His material is solid for what it is. He started to become popular right around the time that ken Shamrock's first biography Into the Lions Den came out. After I read the Ken Shamrock book I started doing bodyweight squats 500 at a time on a regular basis. I think it took me an hour the first time and I had to sit on the floor and uncurl my toes by hand right after. i eventually got 500 squats down to just under half an hour. Never did hit the 15 minute mark. Anyway, I liked reading Matt Furey's articles back then and would buy any magazine that an article of his was in and when Combat Conditioning was released it seemed right up my alley so I bought it. I eventually bought Combat Abs too. I still like them and still use them to this day. Those exercises have a certain ability to make your body more comfortable to live in, if that makes any sense. I've also searched plenty of his more expensive material on filestube and ebay and like I said before, it's solid stuff.

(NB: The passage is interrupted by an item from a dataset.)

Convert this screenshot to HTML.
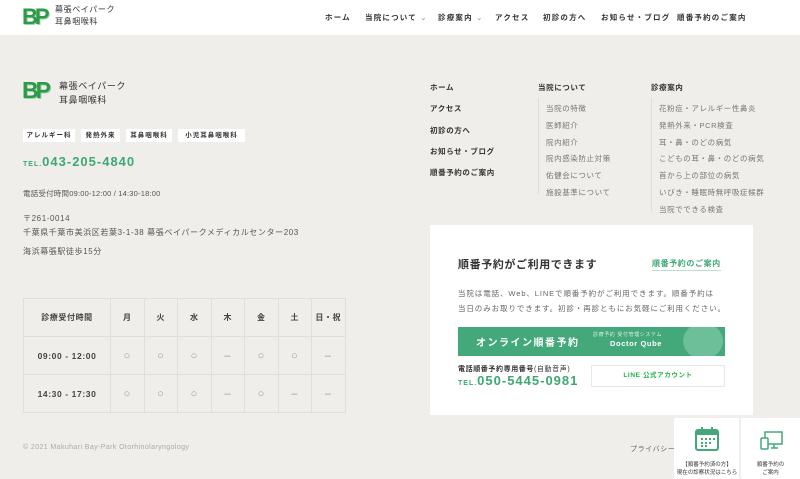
<!DOCTYPE html>
<html><head><meta charset="utf-8"><style>
*{margin:0;padding:0;box-sizing:border-box}
body{width:800px;height:479px;overflow:hidden;background:#f0eeeb;font-family:"Liberation Sans","Noto Sans CJK JP",sans-serif;color:#444;position:relative;letter-spacing:.6px}
.a{position:absolute;white-space:nowrap}
header{position:absolute;left:0;top:0;width:800px;height:35px;background:#fff}
.bp{font-family:"Liberation Sans",sans-serif;font-weight:bold;color:#2e9a47;letter-spacing:-3px;text-shadow:1px 1px 0 #9fd3ad}
.nav{font-size:7.5px;font-weight:bold;color:#333;top:12px;letter-spacing:1.2px}
.tag{background:#fff;font-size:6.5px;font-weight:bold;color:#333;height:13px;line-height:13px;top:129px;letter-spacing:1px;text-align:center}
.g{color:#3ea873}
.fl{font-size:7.5px;font-weight:bold;color:#333}
.fs{font-size:7.5px;color:#777}
table{position:absolute;left:23px;top:298px;border-collapse:collapse}
td{border:1px solid #e2dfdb;text-align:center;font-size:8px;font-weight:bold;color:#444;height:38px;width:33.5px}
td.o{color:#999;font-weight:normal;font-size:11px}
</style></head><body>
<header>
<div class="a bp" style="left:22px;top:4px;font-size:22px">BP</div>
<div class="a" style="left:55px;top:4px;font-size:8px;line-height:12px;color:#333">幕張ベイパーク<br>耳鼻咽喉科</div>
<div class="a nav" style="left:325px">ホーム</div>
<div class="a nav" style="left:365px">当院について <span style="font-weight:normal;color:#888">⌄</span></div>
<div class="a nav" style="left:438px">診療案内 <span style="font-weight:normal;color:#888">⌄</span></div>
<div class="a nav" style="left:495px">アクセス</div>
<div class="a nav" style="left:543px">初診の方へ</div>
<div class="a nav" style="left:601px">お知らせ・ブログ</div>
<div class="a nav" style="left:677px">順番予約のご案内</div>
</header>
<div class="a bp" style="left:22px;top:77px;font-size:23px">BP</div>
<div class="a" style="left:59px;top:79px;font-size:9px;line-height:14px;color:#333">幕張ベイパーク<br>耳鼻咽喉科</div>
<div class="a tag" style="left:23px;width:52px">アレルギー科</div>
<div class="a tag" style="left:81px;width:39px">発熱外来</div>
<div class="a tag" style="left:126px;width:46px">耳鼻咽喉科</div>
<div class="a tag" style="left:178px;width:67px">小児耳鼻咽喉科</div>
<div class="a g" style="left:23px;top:154px;font-size:13px;font-weight:bold;letter-spacing:1px"><span style="font-size:7px">TEL.</span>043-205-4840</div>
<div class="a" style="left:23px;top:188px;font-size:7.5px;color:#555;letter-spacing:.2px">電話受付時間09:00-12:00 / 14:30-18:00</div>
<div class="a" style="left:23px;top:212px;font-size:8px;line-height:14px;color:#555">〒261-0014<br>千葉県千葉市美浜区若葉3-1-38 幕張ベイパークメディカルセンター203</div>
<div class="a" style="left:23px;top:246px;font-size:8px;color:#555">海浜幕張駅徒歩15分</div>
<table>
<tr><td style="width:87px">診療受付時間</td><td>月</td><td>火</td><td>水</td><td>木</td><td>金</td><td>土</td><td>日・祝</td></tr>
<tr><td style="font-size:8.5px">09:00 - 12:00</td><td class="o">○</td><td class="o">○</td><td class="o">○</td><td class="o">–</td><td class="o">○</td><td class="o">○</td><td class="o">–</td></tr>
<tr><td style="font-size:8.5px">14:30 - 17:30</td><td class="o">○</td><td class="o">○</td><td class="o">○</td><td class="o">–</td><td class="o">○</td><td class="o">–</td><td class="o">–</td></tr>
</table>
<div class="a" style="left:23px;top:444px;font-size:7px;color:#aaa;letter-spacing:.4px">© 2021 Makuhari Bay-Park Otorhinolaryngology</div>

<div class="a fl" style="left:430px;top:82px">ホーム</div>
<div class="a fl" style="left:430px;top:103px">アクセス</div>
<div class="a fl" style="left:430px;top:125px">初診の方へ</div>
<div class="a fl" style="left:430px;top:146px">お知らせ・ブログ</div>
<div class="a fl" style="left:430px;top:167px">順番予約のご案内</div>
<div class="a fl" style="left:538px;top:82px">当院について</div>
<div class="a" style="left:538px;top:98px;width:1px;height:96px;background:#e0ddd8"></div>
<div class="a fs" style="left:546px;top:101px;line-height:16.8px">当院の特徴<br>医師紹介<br>院内紹介<br>院内感染防止対策<br>佑健会について<br>施設基準について</div>
<div class="a fl" style="left:651px;top:82px">診療案内</div>
<div class="a" style="left:651px;top:98px;width:1px;height:113px;background:#e0ddd8"></div>
<div class="a fs" style="left:659px;top:101px;line-height:16.8px">花粉症・アレルギー性鼻炎<br>発熱外来・PCR検査<br>耳・鼻・のどの病気<br>こどもの耳・鼻・のどの病気<br>首から上の部位の病気<br>いびき・睡眠時無呼吸症候群<br>当院でできる検査</div>

<div class="a" style="left:430px;top:225px;width:323px;height:190px;background:#fff"></div>
<div class="a" style="left:458px;top:256px;font-size:11px;font-weight:bold;color:#333">順番予約がご利用できます</div>
<div class="a g" style="left:652px;top:258px;font-size:8px;font-weight:bold;border-bottom:1px solid #b8e0cb;padding-bottom:1px">順番予約のご案内</div>
<div class="a" style="left:458px;top:286px;font-size:7.5px;line-height:15px;color:#666;letter-spacing:.9px">当院は電話、Web、LINEで順番予約がご利用できます。順番予約は<br>当日のみお取りできます。初診・再診ともにお気軽にご利用ください。</div>
<div class="a" style="left:458px;top:327px;width:267px;height:29px;background:#43a87a;overflow:hidden">
<div class="a" style="left:18px;top:7px;font-size:10px;font-weight:bold;color:#fff;letter-spacing:1.5px">オンライン順番予約</div>
<div class="a" style="left:135px;top:4px;font-size:5px;color:#d8f0e4">診療予約 受付管理システム</div>
<div class="a" style="left:152px;top:12px;font-size:7.5px;font-weight:bold;color:#fff">Doctor Qube</div>
<div class="a" style="left:225px;top:-4px;width:40px;height:36px;border-radius:50%;background:#6cbf98"></div>
</div>
<div class="a" style="left:458px;top:364px;font-size:7px;font-weight:bold;color:#333">電話順番予約専用番号<span style="font-weight:normal">(自動音声)</span></div>
<div class="a g" style="left:458px;top:373px;font-size:13px;font-weight:bold;letter-spacing:1px"><span style="font-size:7px">TEL.</span>050-5445-0981</div>
<div class="a" style="left:591px;top:365px;width:134px;height:22px;border:1px solid #e8e8e8;background:#fff;text-align:center;line-height:20px;font-size:6.5px;font-weight:bold;color:#1db446">LINE 公式アカウント</div>

<div class="a" style="left:630px;top:444px;font-size:7px;color:#666">プライバシー</div>
<div class="a" style="left:674px;top:418px;width:66px;height:61px;background:#fff;border-right:1px solid #eee"></div>
<div class="a" style="left:741px;top:418px;width:59px;height:61px;background:#fff"></div>
<svg class="a" style="left:694px;top:426px" width="26" height="26" viewBox="0 0 26 26"><rect x="2" y="4" width="22" height="20" rx="2" fill="none" stroke="#43a87a" stroke-width="2"/><rect x="2" y="4" width="22" height="5" fill="#43a87a"/><rect x="7" y="1" width="2" height="6" fill="#43a87a"/><rect x="17" y="1" width="2" height="6" fill="#43a87a"/><g fill="#43a87a"><rect x="7" y="12" width="2" height="2"/><rect x="11" y="12" width="2" height="2"/><rect x="15" y="12" width="2" height="2"/><rect x="19" y="12" width="2" height="2"/><rect x="7" y="16" width="2" height="2"/><rect x="11" y="16" width="2" height="2"/><rect x="15" y="16" width="2" height="2"/><rect x="7" y="19" width="2" height="2"/><rect x="11" y="19" width="2" height="2"/></g></svg>
<div class="a" style="left:674px;top:461px;width:66px;text-align:center;font-size:5.5px;line-height:8px;color:#333;letter-spacing:0">【順番予約済の方】<br>現在の診察状況はこちら</div>
<svg class="a" style="left:760px;top:430px" width="24" height="22" viewBox="0 0 24 22"><rect x="5" y="2" width="17" height="12" fill="none" stroke="#43a87a" stroke-width="1.5"/><path d="M11 18h7M14 14v4" stroke="#43a87a" stroke-width="1.5"/><rect x="1" y="8" width="7" height="11" rx="1" fill="#fff" stroke="#43a87a" stroke-width="1.5"/></svg>
<div class="a" style="left:741px;top:461px;width:59px;text-align:center;font-size:5.5px;line-height:8px;color:#333;letter-spacing:0">順番予約の<br>ご案内</div>
</body></html>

The really weird thing I find about Matt Furey is that while his products are ridiculously expensive, if you pay attention he actually gives the jist of most of it away for free.
When he stopped aiming at the martial arts crowd and started going after corporate couch potatoes instead (that's where the money is after all) I lost interest in him. Much like you, I'm a fan of "vintage Furey." His early material on exercise and submission holds was great at the time. I used to put geeks in catch wrestling holds at the mall all the time. Good times.

Herman Nafziger said...

Sounds like you guys should go meet him in person before accusing somebody of losing touch.You guys talk but no proofof doing your research.As we get older we all change,he has some insights that you will find as you get older.